Professor Koller's "The Myth of Predatory Pricing: An Empirical Study" ought to be singled out for special attention. In a careful analysis of twenty-six alleged predatory pricing cases, Koller concludes that predation has been an "infrequent occurrence" with "fairly insignificant competitive effect." Interestingly, in a majority of cases investigated where predation was allegedly attempted, governmental activity (taxes, tariffs) appeared to precipitate the activity. Finally, Koller provides an excellent analysis of one of the phoniest antitrust cases ever—the American Tobacco Case of 1944—where, as usual, competition between large and small companies was mistaken for predatory practices on the part of the larger companies.

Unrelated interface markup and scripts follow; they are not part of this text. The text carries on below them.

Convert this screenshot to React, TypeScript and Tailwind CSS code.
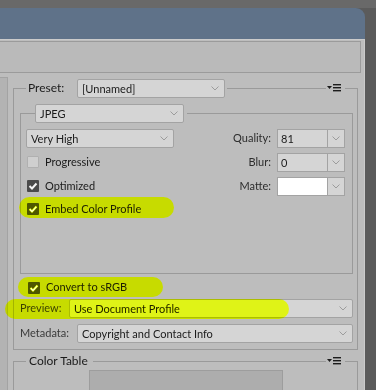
import React from "react";

const Chevron = () => (
  <svg width="8" height="5" viewBox="0 0 8 5" className="shrink-0">
    <path d="M0.5 0.5 L4 4 L7.5 0.5" fill="none" stroke="#9c9c9c" strokeWidth="1" />
  </svg>
);

const MenuIcon = () => (
  <svg width="15" height="8" viewBox="0 0 15 8" className="shrink-0">
    <path d="M0 2 L5 2 L2.5 5 Z" fill="#1c1c1c" />
    <rect x="6" y="0" width="8" height="1.4" fill="#1c1c1c" />
    <rect x="6" y="3" width="8" height="1.4" fill="#1c1c1c" />
    <rect x="6" y="6" width="8" height="1.4" fill="#1c1c1c" />
  </svg>
);

const Dropdown = ({ text, className }: { text: string; className: string }) => (
  <div className={`flex items-center h-[19px] bg-[#d5d5d5] border border-[#a3a3a3] rounded-[2px] ${className}`}>
    <span className="flex-1 pl-[4px] whitespace-nowrap leading-[17px]">{text}</span>
    <span className="mr-[5px] flex items-center">
      <Chevron />
    </span>
  </div>
);

const SplitDropdown = ({ text, white }: { text?: string; white?: boolean }) => (
  <div className="flex h-[19px] w-[68px] bg-[#d5d5d5] border border-[#a3a3a3]">
    <div className={`flex-1 flex items-center pl-[3px] leading-[17px] ${white ? "bg-white" : ""}`}>{text}</div>
    <div className="w-[17px] border-l border-[#a3a3a3] flex items-center justify-center">
      <Chevron />
    </div>
  </div>
);

const Checkbox = ({ checked }: { checked?: boolean }) =>
  checked ? (
    <div className="w-[12px] h-[12px] ml-[1px] rounded-[1px] bg-[#4a4a4a] flex items-center justify-center shrink-0">
      <svg width="10" height="10" viewBox="0 0 10 10">
        <path d="M1.5 5 L4 7.5 L8.5 2.5" fill="none" stroke="#f4f4f4" strokeWidth="2" />
      </svg>
    </div>
  ) : (
    <div className="w-[12px] h-[12px] ml-[1px] rounded-[1px] bg-[#cfcfcf] border border-[#b0b0b0] shrink-0" />
  );

// highlighter marks laid over the panel
const Marker = ({ className }: { className: string }) => (
  <div className={`absolute rounded-full bg-[#c8dc00] mix-blend-color pointer-events-none ${className}`} />
);

export default function App() {
  return (
    <div
      className="w-[376px] h-[390px] overflow-hidden bg-[#5b5b5b] flex flex-col text-[11px] text-[#1b1b1b]"
      style={{ fontFamily: "Lato, 'Noto Sans', sans-serif" }}
    >
      <div className="h-[8px] bg-[#696969] shrink-0" />
      <div className="flex flex-1 min-h-0">
        <div className="w-[365px] flex flex-col rounded-tr-[9px] overflow-hidden">
          <div className="h-[31px] bg-[#5f7289] shrink-0" />
          <div className="flex-1 bg-[#bdbdbd] border-t border-r border-[#cbcbcb] flex flex-col">
            <div className="mt-[1px] -ml-[2px] w-[363px] h-[32px] border border-[#9b9b9b] bg-[#bababa]" />

            <div className="mt-[4px] flex flex-1">
              <div className="w-[8px] border-t border-r border-[#a3a3a3] bg-[#b3b3b3]" />

              <div className="pl-[5px] pt-[1px] flex flex-col">
                {/* Preset group */}
                <div className="w-[345px] flex flex-col">
                  <div className="flex items-center h-[20px]">
                    <div className="w-[13px] h-[10px] self-end border-l border-t border-[#9a9a9a]" />
                    <span className="ml-[2px] w-[49px] text-[12px]">Preset:</span>
                    <Dropdown text="[Unnamed]" className="w-[148px]" />
                    <div className="ml-[2px] mr-[1px] flex-1 h-px bg-[#9a9a9a]" />
                    <MenuIcon />
                    <div className="ml-[3px] w-[13px] h-[10px] self-end border-r border-t border-[#9a9a9a]" />
                  </div>

                  <div className="border-l border-r border-b border-[#9a9a9a] pl-[6px] pr-[4px] pt-[5px] pb-[6px]">
                    {/* JPEG group */}
                    <div className="flex flex-col">
                      <div className="flex items-center h-[20px]">
                        <div className="w-[15px] h-[10px] self-end border-l border-t border-[#9a9a9a]" />
                        <Dropdown text="JPEG" className="w-[149px]" />
                        <div className="ml-[3px] flex-1 h-[10px] self-end border-t border-r border-[#9a9a9a]" />
                      </div>
                      <div className="h-[151px] border-l border-r border-b border-[#9a9a9a] pt-[3px] pl-[5px] pr-[7px]">
                        <div className="grid grid-cols-[148px_1fr]">
                          <div className="h-[24px] flex items-center">
                            <Dropdown text="Very High" className="w-[148px]" />
                          </div>
                          <div className="h-[24px] flex items-center justify-end">
                            <span className="mr-[6px] text-[#2c2c2c]">Quality:</span>
                            <SplitDropdown text="81" />
                          </div>

                          <div className="h-[24px] flex items-center">
                            <Checkbox />
                            <span className="ml-[6px]">Progressive</span>
                          </div>
                          <div className="h-[24px] flex items-center justify-end">
                            <span className="mr-[6px] text-[#2c2c2c]">Blur:</span>
                            <SplitDropdown text="0" />
                          </div>

                          <div className="h-[24px] flex items-center">
                            <Checkbox checked />
                            <span className="ml-[6px]">Optimized</span>
                          </div>
                          <div className="h-[24px] flex items-center justify-end">
                            <span className="mr-[6px] text-[#2c2c2c]">Matte:</span>
                            <SplitDropdown white />
                          </div>

                          <div className="relative h-[22px] flex items-center">
                            <Checkbox checked />
                            <span className="ml-[6px]">Embed Color Profile</span>
                            <Marker className="left-[-7px] top-[-1px] w-[155px] h-[21px]" />
                          </div>
                        </div>
                      </div>
                    </div>

                    <div className="relative mt-[3px] h-[21px] flex items-center">
                      <div className="ml-[7px] flex items-center">
                        <Checkbox checked />
                        <span className="ml-[6px]">Convert to sRGB</span>
                      </div>
                      <Marker className="left-[-2px] top-0 w-[145px] h-[20px]" />
                    </div>

                    <div className="relative mt-[1px] flex items-center">
                      <span className="w-[49px] text-[#3a3a3a]">Preview:</span>
                      <Dropdown text="Use Document Profile" className="flex-1" />
                      <Marker className="left-[-15px] top-0 w-[284px] h-[20px]" />
                    </div>

                    <div className="mt-[6px] flex items-center">
                      <span className="w-[57px] text-[#3a3a3a]">Metadata:</span>
                      <Dropdown text="Copyright and Contact Info" className="flex-1" />
                    </div>
                  </div>
                </div>

                {/* Color Table group */}
                <div className="mt-[1px] w-[345px] flex flex-col">
                  <div className="flex items-center h-[20px]">
                    <div className="w-[13px] h-[10px] self-end border-l border-t border-[#9a9a9a]" />
                    <span className="ml-[3px] text-[12px]">Color Table</span>
                    <div className="ml-[5px] mr-[1px] flex-1 h-px bg-[#9a9a9a]" />
                    <MenuIcon />
                    <div className="ml-[3px] w-[13px] h-[10px] self-end border-r border-t border-[#9a9a9a]" />
                  </div>
                  <div className="h-[40px] border-l border-r border-[#9a9a9a]">
                    <div className="-mt-[1px] ml-[75px] w-[194px] h-[40px] bg-[#adadad] border border-[#9d9d9d]" />
                  </div>
                </div>
              </div>
            </div>
          </div>
        </div>
      </div>
    </div>
  );
}
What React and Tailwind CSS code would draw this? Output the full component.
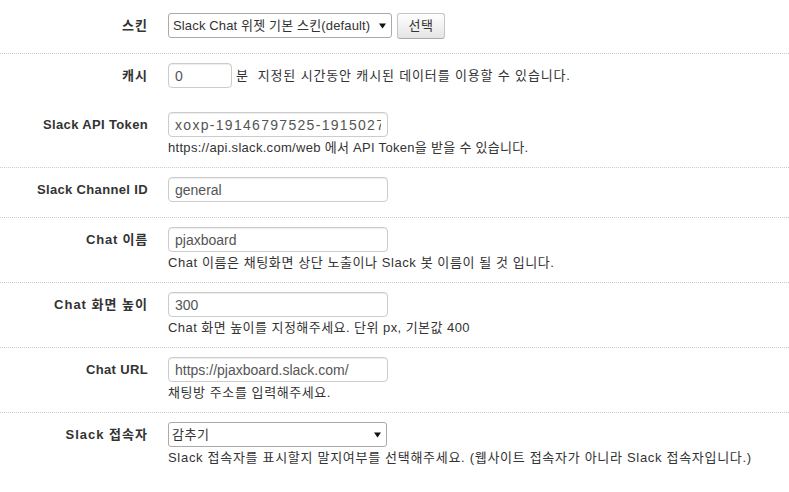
import React from "react";

const Arrow = () => (
  <svg width="7" height="6" viewBox="0 0 7 6" className="shrink-0">
    <path d="M0 0.5 L7 0.5 L3.5 5.5 Z" fill="#111" />
  </svg>
);

function Label({ children, track = "tracking-[0.35px]" }) {
  return (
    <div className={`w-[148px] shrink-0 h-[25px] flex items-center justify-end text-[13px] font-bold text-[#333] whitespace-nowrap ${track}`}>
      {children}
    </div>
  );
}

function Input({ value, className = "w-[220px]", extra = "" }) {
  return (
    <input
      readOnly
      defaultValue={value}
      className={`${className} h-[25px] border border-[#ccc] rounded-[4px] px-[6px] text-[14px] text-[#555] bg-white shadow-[inset_0_1px_1px_rgba(0,0,0,0.075)] outline-none ${extra}`}
    />
  );
}

function Help({ children, track = "tracking-[0.58px]" }) {
  return <div className={`mt-[3px] leading-[16px] text-[13px] text-[#333] whitespace-nowrap ${track}`}>{children}</div>;
}

export default function App() {
  return (
    <div className="w-[789px] min-h-[492px] bg-white font-['Liberation_Sans','Noto_Sans_CJK_KR',sans-serif] text-[#333]">
      {/* 스킨 */}
      <div className="flex gap-[20px] pt-[13px] pb-[14px]">
        <Label track="tracking-[1px]">스킨</Label>
        <div className="flex items-start gap-[5px]">
          <div className="w-[224px] h-[25px] border border-[#aaa] rounded-[3px] bg-white flex items-center justify-between pl-[4px] pr-[5px] text-[13px] text-[#333] whitespace-nowrap tracking-[0.15px]">
            <span>Slack Chat 위젯 기본 스킨(default)</span>
            <Arrow />
          </div>
          <button className="w-[48px] h-[26px] border border-[#c4c4c4] border-b-[#aaa] rounded-[3px] bg-linear-to-b from-white to-[#e4e4e4] text-[13px] text-[#333] flex items-center justify-center tracking-[0.5px]">
            선택
          </button>
        </div>
      </div>

      {/* 캐시 + Token */}
      <div className="border-t border-dotted border-[#ccc] pt-[9px] pb-[11px]">
        <div className="flex gap-[20px]">
          <Label track="tracking-[1px]">캐시</Label>
          <div className="flex items-center h-[25px] text-[13px] whitespace-nowrap">
            <Input value="0" className="w-[64px]" />
            <span className="ml-[4px] tracking-[0.85px]">분 &nbsp;지정된 시간동안 캐시된 데이터를 이용할 수 있습니다.</span>
          </div>
        </div>
        <div className="flex gap-[20px] mt-[24px]">
          <Label>Slack API Token</Label>
          <div>
            <Input value="xoxp-19146797525-19150277451-19150277539" extra="tracking-[1.3px]" />
            <Help track="tracking-[0.3px]">https://api.slack.com/web 에서 API Token을 받을 수 있습니다.</Help>
          </div>
        </div>
      </div>

      {/* Channel */}
      <div className="border-t border-dotted border-[#ccc] pt-[9px] pb-[15px] flex gap-[20px]">
        <Label>Slack Channel ID</Label>
        <div>
          <Input value="general" />
        </div>
      </div>

      {/* Chat 이름 */}
      <div className="border-t border-dotted border-[#ccc] pt-[9px] pb-[11px] flex gap-[20px]">
        <Label track="tracking-[0.8px]">Chat 이름</Label>
        <div>
          <Input value="pjaxboard" />
          <Help>Chat 이름은 채팅화면 상단 노출이나 Slack 봇 이름이 될 것 입니다.</Help>
        </div>
      </div>

      {/* Chat 화면 높이 */}
      <div className="border-t border-dotted border-[#ccc] pt-[9px] pb-[11px] flex gap-[20px]">
        <Label track="tracking-[1px]">Chat 화면 높이</Label>
        <div>
          <Input value="300" />
          <Help track="tracking-[0.45px]">Chat 화면 높이를 지정해주세요. 단위 px, 기본값 400</Help>
        </div>
      </div>

      {/* Chat URL */}
      <div className="border-t border-dotted border-[#ccc] pt-[9px] pb-[11px] flex gap-[20px]">
        <Label>Chat URL</Label>
        <div>
          <Input value="https://pjaxboard.slack.com/" />
          <Help>채팅방 주소를 입력해주세요.</Help>
        </div>
      </div>

      {/* Slack 접속자 */}
      <div className="border-t border-dotted border-[#ccc] pt-[9px] pb-[11px] flex gap-[20px]">
        <Label track="tracking-[1px]">Slack 접속자</Label>
        <div>
          <div className="w-[219px] h-[25px] border border-[#aaa] rounded-[3px] bg-white flex items-center justify-between pl-[3px] pr-[5px] text-[13px] text-[#333] tracking-[0.5px]">
            <span>감추기</span>
            <Arrow />
          </div>
          <Help track="tracking-[0.7px]">Slack 접속자를 표시할지 말지여부를 선택해주세요. (웹사이트 접속자가 아니라 Slack 접속자입니다.)</Help>
        </div>
      </div>
    </div>
  );
}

The Competitive Economy is a superlative anthology of pro-competition articles, and Brozen is to be congratulated for his editorial work in this regard. The volume is an absolute must for the serious student of economics and, perhaps, for the businessman who seeks ammunition for a rational defense of free enterprise. Highly recommended.

D.T. Armentano holds a Ph.D. in economics from the University of Connecticut, and is a professor of economics at the University of Hartford. He is the author of The Myths of Antitrust and has published in a variety of journals, including REASON.